Goal>
How many lines hold the string "React"? Reply with the number alone.

'''

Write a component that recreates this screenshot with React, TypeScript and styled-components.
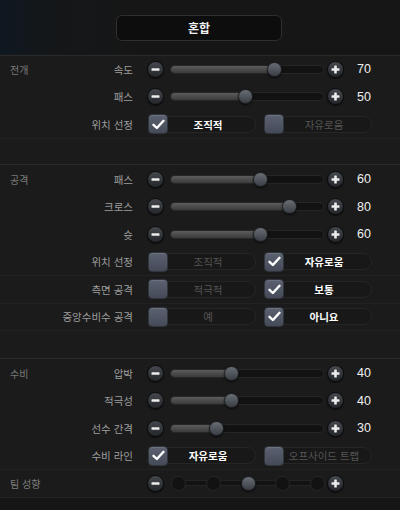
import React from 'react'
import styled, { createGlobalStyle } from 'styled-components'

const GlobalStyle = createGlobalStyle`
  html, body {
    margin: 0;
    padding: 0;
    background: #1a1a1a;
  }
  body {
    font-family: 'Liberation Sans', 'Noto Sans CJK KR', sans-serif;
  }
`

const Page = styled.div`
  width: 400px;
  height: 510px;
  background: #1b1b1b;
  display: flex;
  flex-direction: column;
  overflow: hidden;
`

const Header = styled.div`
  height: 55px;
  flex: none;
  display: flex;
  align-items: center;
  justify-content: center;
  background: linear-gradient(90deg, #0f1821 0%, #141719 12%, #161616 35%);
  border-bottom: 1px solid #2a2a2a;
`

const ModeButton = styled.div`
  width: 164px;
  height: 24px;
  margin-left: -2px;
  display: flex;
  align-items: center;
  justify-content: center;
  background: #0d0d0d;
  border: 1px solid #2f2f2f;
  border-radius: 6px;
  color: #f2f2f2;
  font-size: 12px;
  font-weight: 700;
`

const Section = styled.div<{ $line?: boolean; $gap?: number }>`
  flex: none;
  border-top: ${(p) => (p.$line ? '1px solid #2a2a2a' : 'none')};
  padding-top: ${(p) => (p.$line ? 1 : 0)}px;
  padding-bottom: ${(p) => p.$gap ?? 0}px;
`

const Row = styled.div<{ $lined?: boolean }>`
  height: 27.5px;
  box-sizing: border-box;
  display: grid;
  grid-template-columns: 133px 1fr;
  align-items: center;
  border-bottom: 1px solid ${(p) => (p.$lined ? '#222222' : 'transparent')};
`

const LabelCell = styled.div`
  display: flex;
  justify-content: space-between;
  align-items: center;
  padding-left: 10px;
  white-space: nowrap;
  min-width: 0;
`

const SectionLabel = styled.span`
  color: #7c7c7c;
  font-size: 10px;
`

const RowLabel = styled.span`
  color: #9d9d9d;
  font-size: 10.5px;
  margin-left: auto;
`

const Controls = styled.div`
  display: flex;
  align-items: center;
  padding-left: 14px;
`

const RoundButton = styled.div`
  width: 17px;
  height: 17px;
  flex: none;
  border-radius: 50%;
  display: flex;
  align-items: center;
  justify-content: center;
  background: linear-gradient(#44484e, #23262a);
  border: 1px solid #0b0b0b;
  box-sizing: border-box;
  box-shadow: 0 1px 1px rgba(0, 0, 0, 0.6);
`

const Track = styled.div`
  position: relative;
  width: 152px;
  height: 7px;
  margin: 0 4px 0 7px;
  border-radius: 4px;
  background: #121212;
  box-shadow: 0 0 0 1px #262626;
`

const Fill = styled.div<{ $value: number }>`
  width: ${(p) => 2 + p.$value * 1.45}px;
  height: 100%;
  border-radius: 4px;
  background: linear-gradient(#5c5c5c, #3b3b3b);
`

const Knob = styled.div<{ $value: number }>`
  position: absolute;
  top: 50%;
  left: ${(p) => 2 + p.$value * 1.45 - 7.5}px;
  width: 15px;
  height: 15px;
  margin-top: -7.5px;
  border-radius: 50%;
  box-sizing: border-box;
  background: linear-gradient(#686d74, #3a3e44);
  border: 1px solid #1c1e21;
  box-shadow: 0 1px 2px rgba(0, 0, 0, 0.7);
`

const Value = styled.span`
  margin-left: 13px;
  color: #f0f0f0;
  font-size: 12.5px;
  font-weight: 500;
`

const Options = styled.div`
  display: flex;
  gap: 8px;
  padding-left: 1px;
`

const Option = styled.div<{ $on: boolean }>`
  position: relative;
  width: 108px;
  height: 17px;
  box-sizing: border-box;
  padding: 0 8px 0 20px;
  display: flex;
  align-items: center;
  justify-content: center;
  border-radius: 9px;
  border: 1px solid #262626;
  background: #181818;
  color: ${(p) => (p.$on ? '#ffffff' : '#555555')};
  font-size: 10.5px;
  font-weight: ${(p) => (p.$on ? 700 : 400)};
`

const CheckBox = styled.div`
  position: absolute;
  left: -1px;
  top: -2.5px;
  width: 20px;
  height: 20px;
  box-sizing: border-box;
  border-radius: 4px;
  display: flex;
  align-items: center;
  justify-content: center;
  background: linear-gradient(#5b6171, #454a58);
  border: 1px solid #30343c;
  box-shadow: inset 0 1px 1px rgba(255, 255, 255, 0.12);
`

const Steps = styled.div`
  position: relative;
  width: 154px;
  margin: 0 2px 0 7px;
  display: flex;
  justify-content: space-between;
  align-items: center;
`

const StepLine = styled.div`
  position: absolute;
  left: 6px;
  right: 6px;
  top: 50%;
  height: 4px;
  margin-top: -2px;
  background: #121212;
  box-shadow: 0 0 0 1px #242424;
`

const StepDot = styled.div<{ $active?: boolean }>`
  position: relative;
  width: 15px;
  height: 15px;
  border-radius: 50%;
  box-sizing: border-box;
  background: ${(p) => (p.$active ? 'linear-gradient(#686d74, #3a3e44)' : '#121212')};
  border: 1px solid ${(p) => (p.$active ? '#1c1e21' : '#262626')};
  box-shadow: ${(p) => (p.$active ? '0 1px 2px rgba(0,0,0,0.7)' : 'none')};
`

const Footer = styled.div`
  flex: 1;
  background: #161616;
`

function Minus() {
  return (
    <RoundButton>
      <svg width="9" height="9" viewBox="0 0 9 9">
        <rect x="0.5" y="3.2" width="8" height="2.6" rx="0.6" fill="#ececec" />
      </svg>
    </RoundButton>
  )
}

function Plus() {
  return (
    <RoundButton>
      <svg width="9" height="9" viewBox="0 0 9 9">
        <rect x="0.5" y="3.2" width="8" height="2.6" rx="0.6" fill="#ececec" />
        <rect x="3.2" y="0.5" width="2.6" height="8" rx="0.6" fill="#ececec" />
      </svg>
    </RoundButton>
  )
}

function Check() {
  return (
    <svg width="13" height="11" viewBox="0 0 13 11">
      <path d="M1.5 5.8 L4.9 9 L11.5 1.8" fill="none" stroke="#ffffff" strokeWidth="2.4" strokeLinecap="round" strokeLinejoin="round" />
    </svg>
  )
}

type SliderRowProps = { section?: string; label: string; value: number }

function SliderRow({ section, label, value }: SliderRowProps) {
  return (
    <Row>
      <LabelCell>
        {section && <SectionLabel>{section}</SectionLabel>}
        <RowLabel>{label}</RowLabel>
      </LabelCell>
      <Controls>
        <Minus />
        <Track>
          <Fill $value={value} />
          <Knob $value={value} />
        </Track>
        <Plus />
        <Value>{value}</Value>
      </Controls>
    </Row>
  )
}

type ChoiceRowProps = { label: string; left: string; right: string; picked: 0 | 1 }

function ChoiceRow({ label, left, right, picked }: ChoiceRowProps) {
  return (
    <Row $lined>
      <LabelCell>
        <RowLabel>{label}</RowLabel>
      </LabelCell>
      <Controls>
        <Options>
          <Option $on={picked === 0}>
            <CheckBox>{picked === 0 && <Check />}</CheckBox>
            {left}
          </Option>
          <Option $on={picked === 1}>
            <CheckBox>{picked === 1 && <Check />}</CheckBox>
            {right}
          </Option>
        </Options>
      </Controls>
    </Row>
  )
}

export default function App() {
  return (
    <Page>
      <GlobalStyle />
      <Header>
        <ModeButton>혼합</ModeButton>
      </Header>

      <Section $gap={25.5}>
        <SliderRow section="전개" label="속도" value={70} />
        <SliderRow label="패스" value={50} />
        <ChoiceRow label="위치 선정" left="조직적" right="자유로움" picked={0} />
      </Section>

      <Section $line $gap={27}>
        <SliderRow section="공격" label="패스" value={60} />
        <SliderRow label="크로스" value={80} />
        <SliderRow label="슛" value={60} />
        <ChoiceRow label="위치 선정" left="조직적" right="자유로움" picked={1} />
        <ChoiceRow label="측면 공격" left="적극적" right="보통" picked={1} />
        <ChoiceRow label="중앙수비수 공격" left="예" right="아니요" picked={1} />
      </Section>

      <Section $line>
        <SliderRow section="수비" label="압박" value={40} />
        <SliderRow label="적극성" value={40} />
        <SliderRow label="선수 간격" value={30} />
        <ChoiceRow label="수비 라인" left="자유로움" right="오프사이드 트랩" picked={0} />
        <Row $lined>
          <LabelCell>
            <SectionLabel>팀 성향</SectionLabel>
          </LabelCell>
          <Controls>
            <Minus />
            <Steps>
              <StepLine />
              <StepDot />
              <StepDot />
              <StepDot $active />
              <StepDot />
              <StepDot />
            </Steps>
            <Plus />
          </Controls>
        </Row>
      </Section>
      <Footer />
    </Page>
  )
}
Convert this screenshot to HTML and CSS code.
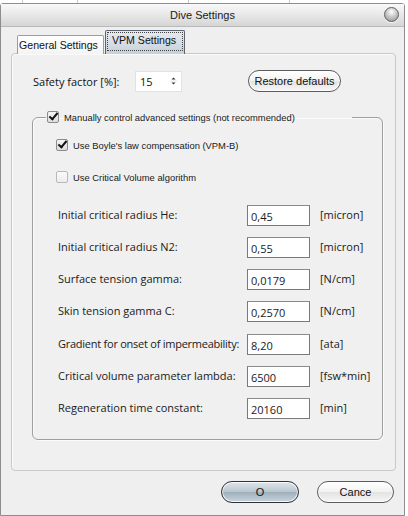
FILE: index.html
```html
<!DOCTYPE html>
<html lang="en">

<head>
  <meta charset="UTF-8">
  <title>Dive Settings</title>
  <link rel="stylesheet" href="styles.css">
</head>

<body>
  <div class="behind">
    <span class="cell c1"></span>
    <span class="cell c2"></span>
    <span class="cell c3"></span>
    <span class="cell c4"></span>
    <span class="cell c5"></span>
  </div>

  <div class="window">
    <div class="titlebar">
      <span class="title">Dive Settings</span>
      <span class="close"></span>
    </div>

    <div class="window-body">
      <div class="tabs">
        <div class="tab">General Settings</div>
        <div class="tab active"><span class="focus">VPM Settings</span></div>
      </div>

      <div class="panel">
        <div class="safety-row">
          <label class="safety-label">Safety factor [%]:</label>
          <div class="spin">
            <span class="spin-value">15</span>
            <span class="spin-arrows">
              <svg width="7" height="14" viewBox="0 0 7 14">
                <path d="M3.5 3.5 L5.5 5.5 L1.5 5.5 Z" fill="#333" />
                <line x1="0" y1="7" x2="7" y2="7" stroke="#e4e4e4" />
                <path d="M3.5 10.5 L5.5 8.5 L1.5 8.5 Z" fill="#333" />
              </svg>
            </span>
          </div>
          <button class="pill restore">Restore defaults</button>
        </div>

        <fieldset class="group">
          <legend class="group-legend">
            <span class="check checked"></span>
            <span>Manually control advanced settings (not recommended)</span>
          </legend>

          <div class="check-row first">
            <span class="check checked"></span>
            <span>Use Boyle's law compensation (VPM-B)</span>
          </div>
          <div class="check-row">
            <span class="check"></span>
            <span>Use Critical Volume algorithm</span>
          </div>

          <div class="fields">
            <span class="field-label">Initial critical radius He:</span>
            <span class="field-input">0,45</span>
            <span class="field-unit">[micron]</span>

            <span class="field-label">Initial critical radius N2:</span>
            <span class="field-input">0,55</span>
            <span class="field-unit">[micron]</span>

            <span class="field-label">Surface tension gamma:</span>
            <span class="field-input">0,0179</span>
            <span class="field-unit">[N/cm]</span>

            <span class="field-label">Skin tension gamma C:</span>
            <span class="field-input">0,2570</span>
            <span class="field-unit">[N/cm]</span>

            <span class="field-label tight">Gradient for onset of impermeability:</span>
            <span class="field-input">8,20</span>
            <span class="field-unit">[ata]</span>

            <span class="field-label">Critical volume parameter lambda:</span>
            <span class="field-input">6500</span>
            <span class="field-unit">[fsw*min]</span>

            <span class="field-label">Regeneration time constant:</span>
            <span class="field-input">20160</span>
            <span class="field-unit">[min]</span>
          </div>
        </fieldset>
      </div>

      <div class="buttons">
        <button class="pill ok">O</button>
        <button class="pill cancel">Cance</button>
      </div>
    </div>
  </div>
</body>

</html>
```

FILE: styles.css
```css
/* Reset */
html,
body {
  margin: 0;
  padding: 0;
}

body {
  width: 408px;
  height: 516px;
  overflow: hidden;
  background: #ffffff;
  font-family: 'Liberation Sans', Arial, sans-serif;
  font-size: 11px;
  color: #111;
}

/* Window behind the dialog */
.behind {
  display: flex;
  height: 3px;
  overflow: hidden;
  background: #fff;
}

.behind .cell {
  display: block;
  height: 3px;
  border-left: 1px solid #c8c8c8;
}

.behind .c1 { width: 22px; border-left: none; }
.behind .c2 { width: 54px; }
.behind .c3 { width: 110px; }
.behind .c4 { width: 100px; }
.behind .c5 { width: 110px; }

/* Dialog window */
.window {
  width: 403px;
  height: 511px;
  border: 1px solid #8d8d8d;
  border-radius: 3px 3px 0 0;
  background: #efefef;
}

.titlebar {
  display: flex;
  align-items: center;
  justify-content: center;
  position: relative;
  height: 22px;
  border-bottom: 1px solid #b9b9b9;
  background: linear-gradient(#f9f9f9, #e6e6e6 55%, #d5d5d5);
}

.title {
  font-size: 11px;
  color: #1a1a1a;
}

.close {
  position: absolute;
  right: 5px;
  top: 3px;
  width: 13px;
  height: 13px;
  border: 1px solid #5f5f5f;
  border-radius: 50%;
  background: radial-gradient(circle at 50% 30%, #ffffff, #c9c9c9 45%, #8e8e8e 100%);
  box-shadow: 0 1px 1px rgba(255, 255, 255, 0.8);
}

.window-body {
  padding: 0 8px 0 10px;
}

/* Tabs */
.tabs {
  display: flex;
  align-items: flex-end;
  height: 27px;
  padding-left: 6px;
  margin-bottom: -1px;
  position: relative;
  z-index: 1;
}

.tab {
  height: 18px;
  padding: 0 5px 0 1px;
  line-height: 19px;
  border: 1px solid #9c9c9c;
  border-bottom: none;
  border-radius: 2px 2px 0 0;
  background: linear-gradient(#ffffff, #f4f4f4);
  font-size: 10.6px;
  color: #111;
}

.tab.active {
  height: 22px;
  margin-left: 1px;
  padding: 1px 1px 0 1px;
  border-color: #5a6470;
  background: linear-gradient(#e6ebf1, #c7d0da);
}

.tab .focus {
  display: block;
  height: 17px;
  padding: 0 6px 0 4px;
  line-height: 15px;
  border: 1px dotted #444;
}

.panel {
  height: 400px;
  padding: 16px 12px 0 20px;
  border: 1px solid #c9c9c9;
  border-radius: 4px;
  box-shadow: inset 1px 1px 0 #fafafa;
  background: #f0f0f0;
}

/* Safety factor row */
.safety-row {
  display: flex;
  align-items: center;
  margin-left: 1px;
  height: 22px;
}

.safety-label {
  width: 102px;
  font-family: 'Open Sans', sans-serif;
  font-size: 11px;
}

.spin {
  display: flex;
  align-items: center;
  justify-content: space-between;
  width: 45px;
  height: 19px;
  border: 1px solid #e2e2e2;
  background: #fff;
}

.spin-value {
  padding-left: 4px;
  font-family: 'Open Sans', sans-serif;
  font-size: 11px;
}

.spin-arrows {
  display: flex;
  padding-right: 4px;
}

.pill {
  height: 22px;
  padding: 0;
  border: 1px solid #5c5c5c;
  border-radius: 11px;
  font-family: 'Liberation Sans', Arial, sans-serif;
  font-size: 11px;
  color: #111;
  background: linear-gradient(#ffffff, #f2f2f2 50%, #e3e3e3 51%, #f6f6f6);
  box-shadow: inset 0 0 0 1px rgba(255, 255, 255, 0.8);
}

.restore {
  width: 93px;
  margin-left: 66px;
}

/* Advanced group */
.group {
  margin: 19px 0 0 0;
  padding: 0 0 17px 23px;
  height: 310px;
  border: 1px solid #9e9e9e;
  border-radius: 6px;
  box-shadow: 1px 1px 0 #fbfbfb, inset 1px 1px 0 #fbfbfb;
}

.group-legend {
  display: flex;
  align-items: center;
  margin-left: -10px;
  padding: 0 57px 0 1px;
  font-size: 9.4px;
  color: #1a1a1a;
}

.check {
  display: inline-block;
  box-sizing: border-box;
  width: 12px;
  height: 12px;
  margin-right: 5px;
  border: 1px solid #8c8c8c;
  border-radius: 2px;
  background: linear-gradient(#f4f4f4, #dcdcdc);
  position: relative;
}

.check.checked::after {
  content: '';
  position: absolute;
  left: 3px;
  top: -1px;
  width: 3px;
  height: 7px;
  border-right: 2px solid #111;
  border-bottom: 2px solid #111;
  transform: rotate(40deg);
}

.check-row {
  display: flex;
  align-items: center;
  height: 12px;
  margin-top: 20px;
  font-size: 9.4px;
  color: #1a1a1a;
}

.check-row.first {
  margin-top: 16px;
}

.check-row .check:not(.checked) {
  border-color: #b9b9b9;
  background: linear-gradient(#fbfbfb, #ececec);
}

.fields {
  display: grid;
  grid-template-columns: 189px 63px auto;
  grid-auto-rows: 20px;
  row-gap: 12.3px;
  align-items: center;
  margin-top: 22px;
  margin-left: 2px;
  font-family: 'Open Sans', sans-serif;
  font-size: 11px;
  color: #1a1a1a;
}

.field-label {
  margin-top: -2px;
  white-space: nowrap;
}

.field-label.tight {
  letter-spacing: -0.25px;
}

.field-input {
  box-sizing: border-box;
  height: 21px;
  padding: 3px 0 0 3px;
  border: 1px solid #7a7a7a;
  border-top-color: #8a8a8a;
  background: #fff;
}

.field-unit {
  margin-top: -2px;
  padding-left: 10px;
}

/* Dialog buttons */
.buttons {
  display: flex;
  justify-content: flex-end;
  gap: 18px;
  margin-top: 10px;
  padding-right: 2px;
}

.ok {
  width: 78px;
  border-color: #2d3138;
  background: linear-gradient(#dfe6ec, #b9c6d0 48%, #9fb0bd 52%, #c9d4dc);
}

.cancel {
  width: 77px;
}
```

'''

Finished task>
2